For a room on the third floor of the Brooklyn Heights Designer Showhouse, Joe McGuier and Megan Prime, who partner under the name JAM, deployed the sumptuous colors and fanciful geometries of the Viennese Secession and Art Deco movements, punctuated with modern-day details.

“Our room, dubbed the Midnight Study, is a dramatic and intimate space where we envision someone ending the night with their closest friends,” Prime says.

Their design process started with the persimmon Dagobert Peche Antinous wallpaper, from the museum shop at the Neue Galerie, in Manhattan.
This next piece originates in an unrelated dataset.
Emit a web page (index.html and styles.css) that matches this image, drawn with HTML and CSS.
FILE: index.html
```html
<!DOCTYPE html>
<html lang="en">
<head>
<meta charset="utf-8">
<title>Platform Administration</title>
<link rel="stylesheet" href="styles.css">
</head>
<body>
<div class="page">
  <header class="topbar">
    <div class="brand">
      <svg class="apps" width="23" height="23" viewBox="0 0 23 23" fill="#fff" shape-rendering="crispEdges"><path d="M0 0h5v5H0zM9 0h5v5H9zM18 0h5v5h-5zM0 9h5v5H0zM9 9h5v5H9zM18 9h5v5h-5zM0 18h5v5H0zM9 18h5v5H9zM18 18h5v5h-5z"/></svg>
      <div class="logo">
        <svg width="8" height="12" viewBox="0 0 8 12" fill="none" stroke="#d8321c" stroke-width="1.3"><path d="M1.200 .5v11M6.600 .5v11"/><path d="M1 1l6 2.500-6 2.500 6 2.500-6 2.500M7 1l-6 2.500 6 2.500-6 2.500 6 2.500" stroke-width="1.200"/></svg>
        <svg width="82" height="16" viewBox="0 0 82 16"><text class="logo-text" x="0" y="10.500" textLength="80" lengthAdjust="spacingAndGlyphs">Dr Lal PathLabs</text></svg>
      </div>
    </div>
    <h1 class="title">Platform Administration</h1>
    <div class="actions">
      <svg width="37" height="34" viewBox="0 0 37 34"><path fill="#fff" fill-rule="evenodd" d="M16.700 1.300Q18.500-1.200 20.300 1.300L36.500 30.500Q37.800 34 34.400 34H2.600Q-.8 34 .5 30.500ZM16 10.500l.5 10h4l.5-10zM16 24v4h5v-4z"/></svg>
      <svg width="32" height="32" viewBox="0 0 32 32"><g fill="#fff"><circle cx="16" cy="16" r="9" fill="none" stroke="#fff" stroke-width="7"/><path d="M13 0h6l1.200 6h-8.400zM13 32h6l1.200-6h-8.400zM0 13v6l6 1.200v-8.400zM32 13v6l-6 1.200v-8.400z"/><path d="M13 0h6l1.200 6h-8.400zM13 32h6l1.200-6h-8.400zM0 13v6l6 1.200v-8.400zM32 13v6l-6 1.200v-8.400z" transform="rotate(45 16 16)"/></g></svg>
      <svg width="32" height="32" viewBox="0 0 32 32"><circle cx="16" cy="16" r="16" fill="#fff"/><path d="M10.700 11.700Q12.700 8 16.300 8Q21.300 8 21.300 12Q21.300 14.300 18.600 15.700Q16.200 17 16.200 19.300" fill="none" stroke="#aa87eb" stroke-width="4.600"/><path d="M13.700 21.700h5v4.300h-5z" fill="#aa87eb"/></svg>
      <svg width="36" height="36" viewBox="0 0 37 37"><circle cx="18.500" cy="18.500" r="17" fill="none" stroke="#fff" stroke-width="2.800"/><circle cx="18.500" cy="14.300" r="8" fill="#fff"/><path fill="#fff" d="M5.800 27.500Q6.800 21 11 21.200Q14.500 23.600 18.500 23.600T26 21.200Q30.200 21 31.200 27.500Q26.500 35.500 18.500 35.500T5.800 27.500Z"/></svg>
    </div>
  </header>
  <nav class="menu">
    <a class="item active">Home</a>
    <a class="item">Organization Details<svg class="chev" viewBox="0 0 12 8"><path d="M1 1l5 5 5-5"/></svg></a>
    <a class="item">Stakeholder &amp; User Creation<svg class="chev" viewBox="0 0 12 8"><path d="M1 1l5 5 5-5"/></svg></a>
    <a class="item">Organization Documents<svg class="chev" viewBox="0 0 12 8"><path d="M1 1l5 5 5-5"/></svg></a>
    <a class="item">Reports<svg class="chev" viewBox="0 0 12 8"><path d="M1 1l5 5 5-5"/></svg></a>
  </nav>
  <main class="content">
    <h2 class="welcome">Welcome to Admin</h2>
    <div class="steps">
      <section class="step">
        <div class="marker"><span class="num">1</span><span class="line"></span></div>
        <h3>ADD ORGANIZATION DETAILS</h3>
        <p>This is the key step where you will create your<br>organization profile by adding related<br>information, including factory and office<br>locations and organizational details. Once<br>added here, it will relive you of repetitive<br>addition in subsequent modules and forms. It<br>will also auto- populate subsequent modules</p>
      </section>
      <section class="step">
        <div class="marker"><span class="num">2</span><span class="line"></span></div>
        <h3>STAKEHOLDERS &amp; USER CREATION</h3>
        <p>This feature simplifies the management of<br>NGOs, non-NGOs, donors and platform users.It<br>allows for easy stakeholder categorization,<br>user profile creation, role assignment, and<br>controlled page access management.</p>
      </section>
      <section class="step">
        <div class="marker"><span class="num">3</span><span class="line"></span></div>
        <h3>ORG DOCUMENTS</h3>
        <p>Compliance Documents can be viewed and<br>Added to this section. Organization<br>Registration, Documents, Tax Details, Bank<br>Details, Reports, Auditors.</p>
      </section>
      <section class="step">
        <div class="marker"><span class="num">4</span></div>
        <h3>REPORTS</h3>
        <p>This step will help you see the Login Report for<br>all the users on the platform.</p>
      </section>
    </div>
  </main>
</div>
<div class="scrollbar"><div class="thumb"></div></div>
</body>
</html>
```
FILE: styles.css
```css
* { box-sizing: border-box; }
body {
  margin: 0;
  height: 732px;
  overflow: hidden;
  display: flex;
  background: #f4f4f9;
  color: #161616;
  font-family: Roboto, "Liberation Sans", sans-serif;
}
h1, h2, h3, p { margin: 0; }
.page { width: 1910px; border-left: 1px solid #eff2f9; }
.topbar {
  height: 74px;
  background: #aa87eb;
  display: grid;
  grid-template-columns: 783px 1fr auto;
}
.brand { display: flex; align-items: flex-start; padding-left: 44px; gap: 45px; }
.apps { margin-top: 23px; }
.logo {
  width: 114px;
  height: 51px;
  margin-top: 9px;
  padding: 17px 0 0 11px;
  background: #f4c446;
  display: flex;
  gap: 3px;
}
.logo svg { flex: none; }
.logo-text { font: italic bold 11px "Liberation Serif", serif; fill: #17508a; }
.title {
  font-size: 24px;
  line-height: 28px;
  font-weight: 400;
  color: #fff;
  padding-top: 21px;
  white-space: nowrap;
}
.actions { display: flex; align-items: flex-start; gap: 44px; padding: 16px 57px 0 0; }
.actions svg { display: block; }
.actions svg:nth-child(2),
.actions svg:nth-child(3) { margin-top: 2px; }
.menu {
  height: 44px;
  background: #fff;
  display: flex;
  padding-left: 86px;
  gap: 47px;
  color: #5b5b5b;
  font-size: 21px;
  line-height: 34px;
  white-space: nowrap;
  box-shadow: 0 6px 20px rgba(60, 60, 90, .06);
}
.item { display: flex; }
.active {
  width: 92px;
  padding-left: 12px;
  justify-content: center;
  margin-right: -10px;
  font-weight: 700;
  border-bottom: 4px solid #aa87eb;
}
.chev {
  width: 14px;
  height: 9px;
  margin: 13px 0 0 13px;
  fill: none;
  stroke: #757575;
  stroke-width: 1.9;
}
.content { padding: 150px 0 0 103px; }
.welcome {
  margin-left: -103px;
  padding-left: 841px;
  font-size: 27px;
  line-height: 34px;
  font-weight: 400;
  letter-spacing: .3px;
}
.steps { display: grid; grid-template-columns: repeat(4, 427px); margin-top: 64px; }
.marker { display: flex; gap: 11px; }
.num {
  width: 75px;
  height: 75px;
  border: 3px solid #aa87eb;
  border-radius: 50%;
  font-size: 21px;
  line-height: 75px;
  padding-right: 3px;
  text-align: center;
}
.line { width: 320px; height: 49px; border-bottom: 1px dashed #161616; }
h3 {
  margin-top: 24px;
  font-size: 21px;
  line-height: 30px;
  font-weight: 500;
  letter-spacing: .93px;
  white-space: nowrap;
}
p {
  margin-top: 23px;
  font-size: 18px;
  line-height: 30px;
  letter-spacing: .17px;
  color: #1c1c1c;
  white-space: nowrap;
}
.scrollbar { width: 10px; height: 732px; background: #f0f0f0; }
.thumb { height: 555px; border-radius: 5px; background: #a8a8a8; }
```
From there, they added a vintage William Morris rug and amber Marinace stone for the fireplace.

“Those bold elements worked so well together that we knew we needed the rest of the selections to be more subtle additions to the palette,” McGuier says. “Warm woods, mixed metals and a vintage blush Italian-mohair sofa complete the mood.”
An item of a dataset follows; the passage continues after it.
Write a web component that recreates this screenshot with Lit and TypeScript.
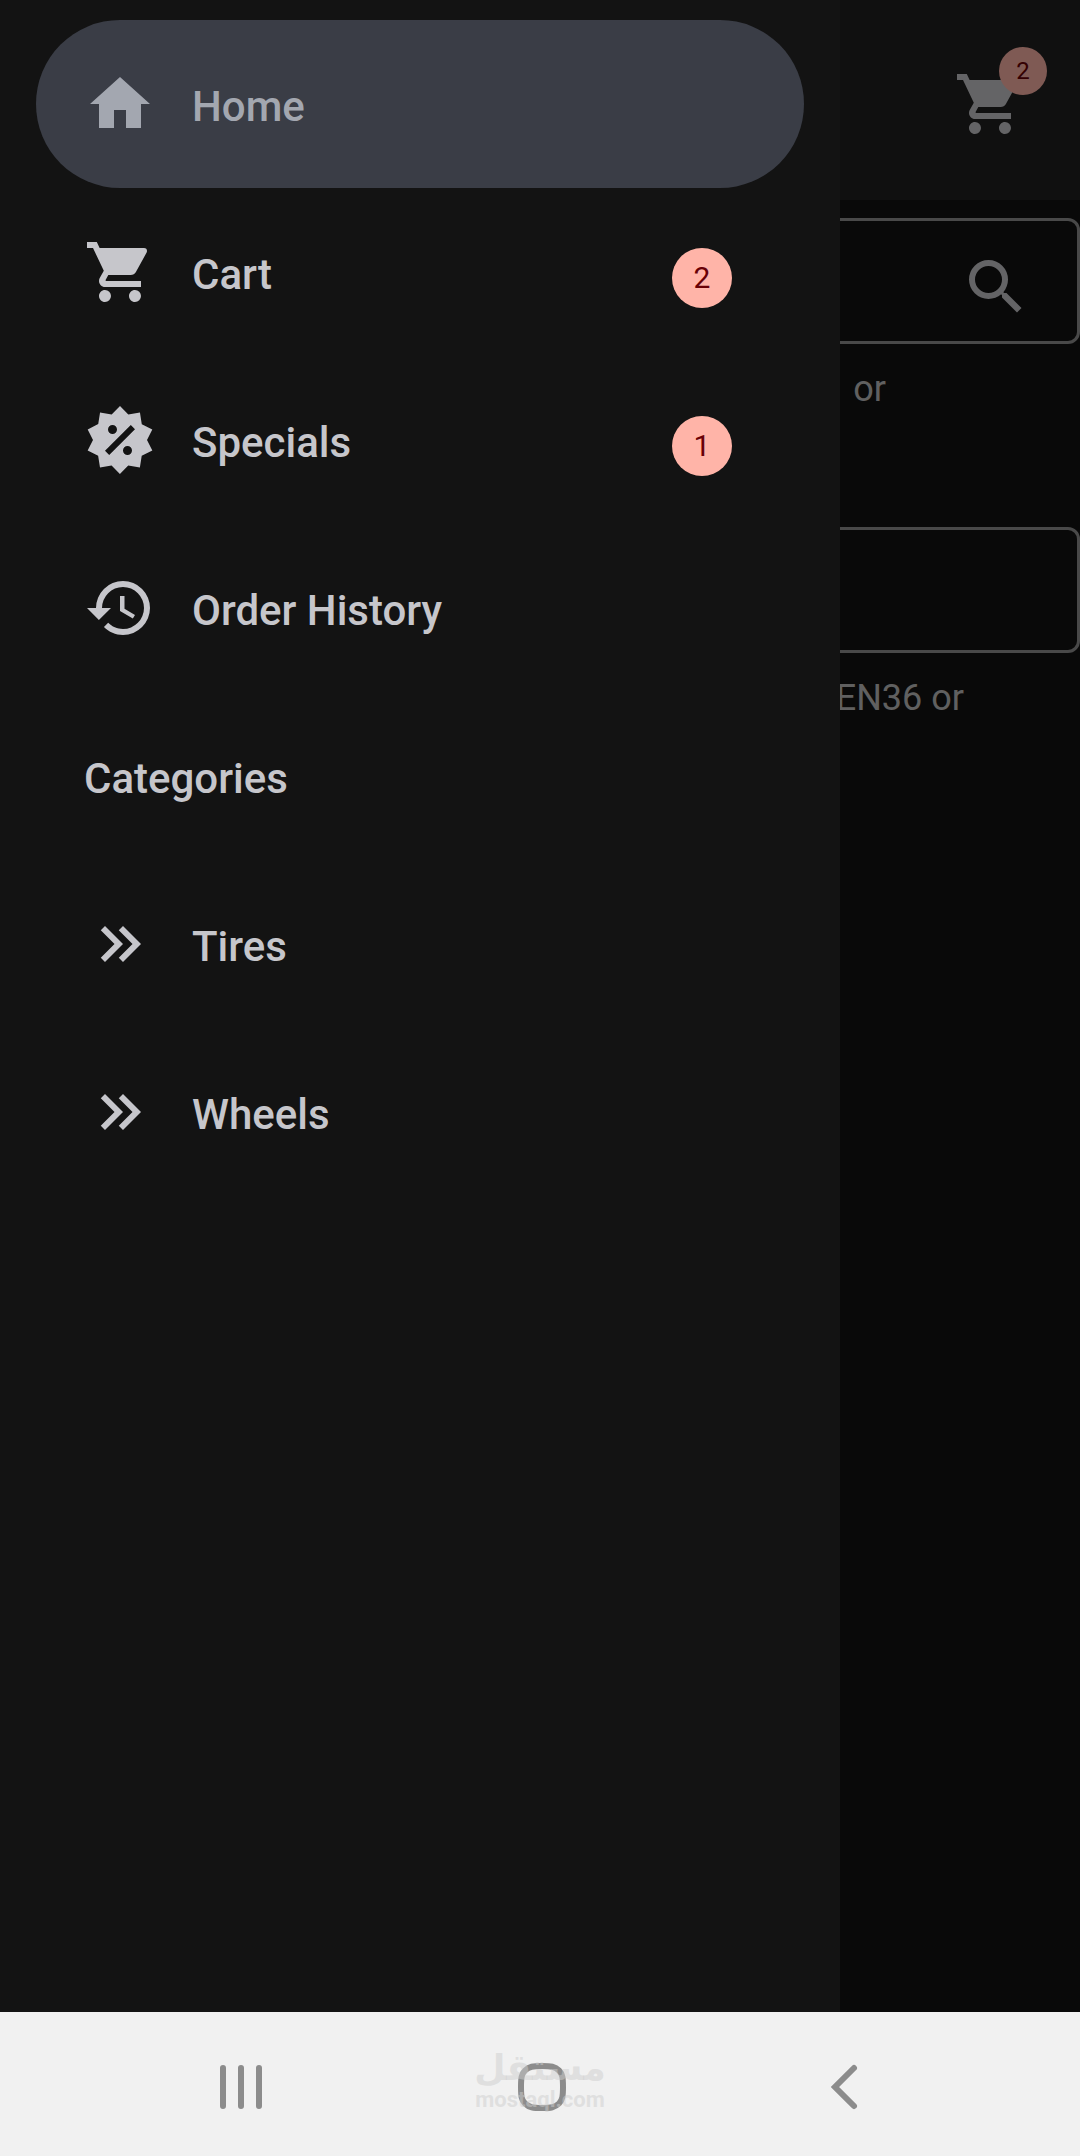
import { LitElement, html, css, nothing } from "lit";
import { customElement, property } from "lit/decorators.js";
import { classMap } from "lit/directives/class-map.js";

const ICONS = {
  home: "M10,20V14H14V20H19V12H22L12,3L2,12H5V20H10Z",
  cart: "M17,18A2,2 0 0,1 19,20A2,2 0 0,1 17,22C15.89,22 15,21.1 15,20C15,18.89 15.89,18 17,18M1,2H4.27L5.21,4H20A1,1 0 0,1 21,5C21,5.17 20.95,5.34 20.88,5.5L17.3,11.97C16.96,12.58 16.3,13 15.55,13H8.1L7.2,14.63L7.17,14.75A0.25,0.25 0 0,0 7.42,15H19V17H7C5.89,17 5,16.1 5,15C5,14.65 5.09,14.32 5.24,14.04L6.6,11.59L3,4H1V2M7,18A2,2 0 0,1 9,20A2,2 0 0,1 7,22C5.89,22 5,21.1 5,20C5,18.89 5.89,18 7,18Z",
  sale: "M18.65,2.85L19.26,6.71L22.77,8.5L21,12L22.78,15.5L19.24,17.29L18.63,21.15L14.74,20.54L11.97,23.3L9.19,20.5L5.33,21.14L4.71,17.25L1.22,15.47L3,11.97L1.23,8.5L4.74,6.69L5.35,2.86L9.22,3.5L12,0.69L14.77,3.46L18.65,2.85M9.5,7A1.5,1.5 0 0,0 8,8.5A1.5,1.5 0 0,0 9.5,10A1.5,1.5 0 0,0 11,8.5A1.5,1.5 0 0,0 9.5,7M14.5,14A1.5,1.5 0 0,0 13,15.5A1.5,1.5 0 0,0 14.5,17A1.5,1.5 0 0,0 16,15.5A1.5,1.5 0 0,0 14.5,14M8.41,17L17,8.41L15.59,7L7,15.59L8.41,17Z",
  history:
    "M13.5,8H12V13L16.28,15.54L17,14.33L13.5,12.25V8M13,3A9,9 0 0,0 4,12H1L4.96,16.03L9,12H6A7,7 0 0,1 13,5A7,7 0 0,1 20,12A7,7 0 0,1 13,19C11.07,19 9.32,18.21 8.06,16.94L6.64,18.36C8.27,20 10.5,21 13,21A9,9 0 0,0 22,12A9,9 0 0,0 13,3",
  chevrons:
    "M5.59,7.41L7,6L13,12L7,18L5.59,16.59L10.17,12L5.59,7.41M11.59,7.41L13,6L19,12L13,18L11.59,16.59L16.17,12L11.59,7.41Z",
  search:
    "M9.5,3A6.5,6.5 0 0,1 16,9.5C16,11.11 15.41,12.59 14.44,13.73L14.71,14H15.5L20.5,19L19,20.5L14,15.5V14.71L13.73,14.44C12.59,15.41 11.11,16 9.5,16A6.5,6.5 0 0,1 3,9.5A6.5,6.5 0 0,1 9.5,3M9.5,5A4.5,4.5 0 0,0 5,9.5A4.5,4.5 0 0,0 9.5,14A4.5,4.5 0 0,0 14,9.5A4.5,4.5 0 0,0 9.5,5Z",
};

type IconName = keyof typeof ICONS;

interface DrawerEntry {
  label: string;
  icon: IconName;
  href: string;
  active?: boolean;
  badge?: number;
}

const PAGES: DrawerEntry[] = [
  { label: "Home", icon: "home", href: "#home", active: true },
  { label: "Cart", icon: "cart", href: "#cart", badge: 2 },
  { label: "Specials", icon: "sale", href: "#specials", badge: 1 },
  { label: "Order History", icon: "history", href: "#orders" },
];

const CATEGORIES: DrawerEntry[] = [
  { label: "Tires", icon: "chevrons", href: "#tires" },
  { label: "Wheels", icon: "chevrons", href: "#wheels" },
];

@customElement("app-icon")
export class AppIcon extends LitElement {
  @property() name: IconName = "home";

  static styles = css`
    :host {
      display: block;
      flex: none;
      width: 72px;
      height: 72px;
    }
    .glyph {
      display: block;
      width: 100%;
      height: 100%;
      fill: currentColor;
    }
  `;

  render() {
    return html`<svg class="glyph" viewBox="0 0 24 24" aria-hidden="true">
      <path d=${ICONS[this.name]}></path>
    </svg>`;
  }
}

@customElement("nav-drawer")
export class NavDrawer extends LitElement {
  static styles = css`
    :host {
      display: block;
      box-sizing: border-box;
      padding: 20px 36px;
      background: #131313;
      color: #c6c6cb;
      font: 500 42px/60px Roboto, sans-serif;
    }
    .list {
      margin: 0;
      padding: 0;
      list-style: none;
    }
    .item {
      display: flex;
      align-items: center;
      gap: 36px;
      box-sizing: border-box;
      min-height: 168px;
      padding: 0 72px 0 48px;
      border-radius: 84px;
      color: inherit;
      text-decoration: none;
    }
    .item.active {
      background: #3a3d46;
      color: #a3a7b0;
    }
    .label {
      flex: 1;
      padding-top: 6px;
    }
    .heading {
      margin: 0;
      font: inherit;
    }
    .badge {
      width: 60px;
      margin-top: 12px;
      border-radius: 50%;
      background: #ffb4a8;
      color: #690005;
      font-size: 30px;
      font-weight: 400;
      text-align: center;
    }
  `;

  private entry(e: DrawerEntry) {
    return html`<li>
      <a
        class=${classMap({ item: true, active: !!e.active })}
        href=${e.href}
        aria-current=${e.active ? "page" : nothing}
      >
        <app-icon name=${e.icon}></app-icon>
        <span class="label">${e.label}</span>
        ${e.badge ? html`<span class="badge">${e.badge}</span>` : nothing}
      </a>
    </li>`;
  }

  render() {
    return html`<nav>
      <ul class="list">
        ${PAGES.map((e) => this.entry(e))}
      </ul>
      <h2 class="heading item"><span class="label">Categories</span></h2>
      <ul class="list">
        ${CATEGORIES.map((e) => this.entry(e))}
      </ul>
    </nav>`;
  }
}

@customElement("search-page")
export class SearchPage extends LitElement {
  static styles = css`
    :host {
      display: block;
      background: #121212;
      color: #c8c8cc;
      font: 400 36px/48px Roboto, sans-serif;
    }
    .bar {
      display: flex;
      justify-content: flex-end;
      align-items: center;
      box-sizing: border-box;
      height: 200px;
      padding: 8px 54px 0;
      background: #202020;
    }
    .icon-button {
      position: relative;
      padding: 0;
      border: 0;
      background: none;
      color: inherit;
    }
    .count {
      position: absolute;
      top: -21px;
      right: -21px;
      width: 48px;
      border-radius: 50%;
      background: #ffb4a8;
      color: #690005;
      font: 400 24px/48px Roboto, sans-serif;
    }
    .form {
      display: grid;
      gap: 66px;
      padding-top: 18px;
    }
    .field {
      display: flex;
      align-items: center;
      box-sizing: border-box;
      height: 126px;
      padding: 0 45px;
      border: 3px solid #929292;
      border-radius: 12px;
    }
    .field .icon-button {
      padding-top: 12px;
    }
    .box {
      flex: 1;
      min-width: 0;
      height: 100%;
      padding: 0;
      border: 0;
      outline: 0;
      background: none;
      color: inherit;
      font: inherit;
    }
    .hint {
      min-height: 96px;
      margin: 21px 0 0;
      padding-right: 194px;
      color: #c0c0c0;
      text-align: right;
    }
    .hint.wide {
      padding-right: 116px;
    }
  `;

  render() {
    return html`
      <header class="bar">
        <button class="icon-button" type="button" aria-label="Cart">
          <app-icon name="cart"></app-icon>
          <span class="count">2</span>
        </button>
      </header>
      <form class="form">
        <div>
          <div class="field">
            <input class="box" type="text" aria-label="Search" />
            <button class="icon-button" type="button" aria-label="Search">
              <app-icon name="search"></app-icon>
            </button>
          </div>
          <p class="hint">or</p>
        </div>
        <div>
          <div class="field">
            <input class="box" type="text" aria-label="Part number" />
          </div>
          <p class="hint wide">EN36 or</p>
        </div>
      </form>
    `;
  }
}

@customElement("system-bar")
export class SystemBar extends LitElement {
  static styles = css`
    :host {
      position: relative;
      display: grid;
      grid-template-columns: repeat(3, 1fr);
      box-sizing: border-box;
      height: 144px;
      padding: 6px 85px 0 90px;
      background: #f1f1f1;
    }
    .key {
      display: grid;
      place-items: center;
      padding: 0;
      border: 0;
      background: none;
    }
    .shape {
      display: block;
      width: 48px;
      height: 48px;
      fill: none;
      stroke: #8c8c8c;
      stroke-width: 6;
      stroke-linecap: round;
    }
    .watermark {
      position: absolute;
      top: 36px;
      left: 50%;
      display: grid;
      justify-items: center;
      transform: translateX(-50%);
      color: rgba(205, 205, 205, 0.5);
      font: 700 22px/24px Roboto, sans-serif;
      pointer-events: none;
    }
    .arabic {
      font: 700 36px/40px "DejaVu Sans", sans-serif;
    }
  `;

  render() {
    return html`
      <button class="key" type="button" aria-label="Recent apps">
        <svg class="shape" viewBox="0 0 48 48"><path d="M6 5V43M24 5V43M42 5V43"></path></svg>
      </button>
      <button class="key" type="button" aria-label="Home screen">
        <svg class="shape" viewBox="0 0 48 48">
          <path
            d="M24 3C33 3 37 3.600 41 7.500C44.500 11 45 15 45 24C45 33 44.500 37 41 40.500C37 44.400 33 45 24 45C15 45 11 44.400 7 40.500C3.500 37 3 33 3 24C3 15 3.500 11 7 7.500C11 3.600 15 3 24 3Z"
          ></path>
        </svg>
      </button>
      <button class="key" type="button" aria-label="Back">
        <svg class="shape" viewBox="0 0 48 48"><path d="M34 5L15 24L34 43"></path></svg>
      </button>
      <div class="watermark">
        <span class="arabic" lang="ar" dir="rtl">مستقل</span>
        <span>mostaql.com</span>
      </div>
    `;
  }
}

@customElement("app-root")
export class AppRoot extends LitElement {
  static styles = css`
    :host {
      display: grid;
      grid-template-rows: 1fr auto;
      min-height: 100vh;
    }
    .screen {
      position: relative;
      display: grid;
      overflow: hidden;
    }
    .scrim {
      position: absolute;
      inset: 0;
      background: rgba(0, 0, 0, 0.5);
    }
    .drawer {
      position: absolute;
      inset: 0 auto 0 0;
      width: 840px;
      max-width: 80%;
    }
  `;

  render() {
    return html`
      <div class="screen">
        <search-page></search-page>
        <div class="scrim"></div>
        <nav-drawer class="drawer"></nav-drawer>
      </div>
      <system-bar></system-bar>
    `;
  }
}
In an act of the highest showhouse showmanship, JAM included a secret lounge — a gilded nook tucked behind a heavy lamé curtain. “The Midnight Study is really the embodiment of our firm’s motto of keeping the best of what’s old and thoughtfully introducing the new,” Prime says. “And the hidden speakeasy for one is not to be missed!”


J Morris Design foyer in the 2024 Brooklyn Heights Designer Showhouse
Photo by Jacob Snavely

Jennifer Morris conceived the showhouse’s entry and stairwell as a “park bath,” referring to the Japanese practice of strolling mindfully in the woods as a rejuvenating means of shinrin-yoku, or forest bathing.

“The park concept was born from visualizing the relief I experience walking through Prospect Park and Greenwood Cemetery and even just tree-lined streets in my neighborhood,” the Brooklyn-based designer says. “The mental reset is transformative.”

It is striking to encounter so much nature when you walk into a house, especially one in a dense urban neighborhood. Lining the foyer is a dreamy, watercolor-like wallcovering by local maker Eskayel; the forest scene on the lower part of the mural slowly gives way to treetops and a blue sky as visitors ascend the stairs.

“Entries and stairs can have a sense of urgent transitioning — getting to a room, leaving the house,” Morris explains. “I really wanted to take that movement and make it a moment of being fully immersed in beauty.”

Reinforcing the woodland theme are an Urban Electric light fixture with a shade in a Pierre Frey leaf motif and a Stark stair runner with a pattern reminiscent of wood grain. The svelte wooden console was carved by artisans from Sawkille Co., and the turned-leg stool upholstered in Schumacher fabric is by Double R Design.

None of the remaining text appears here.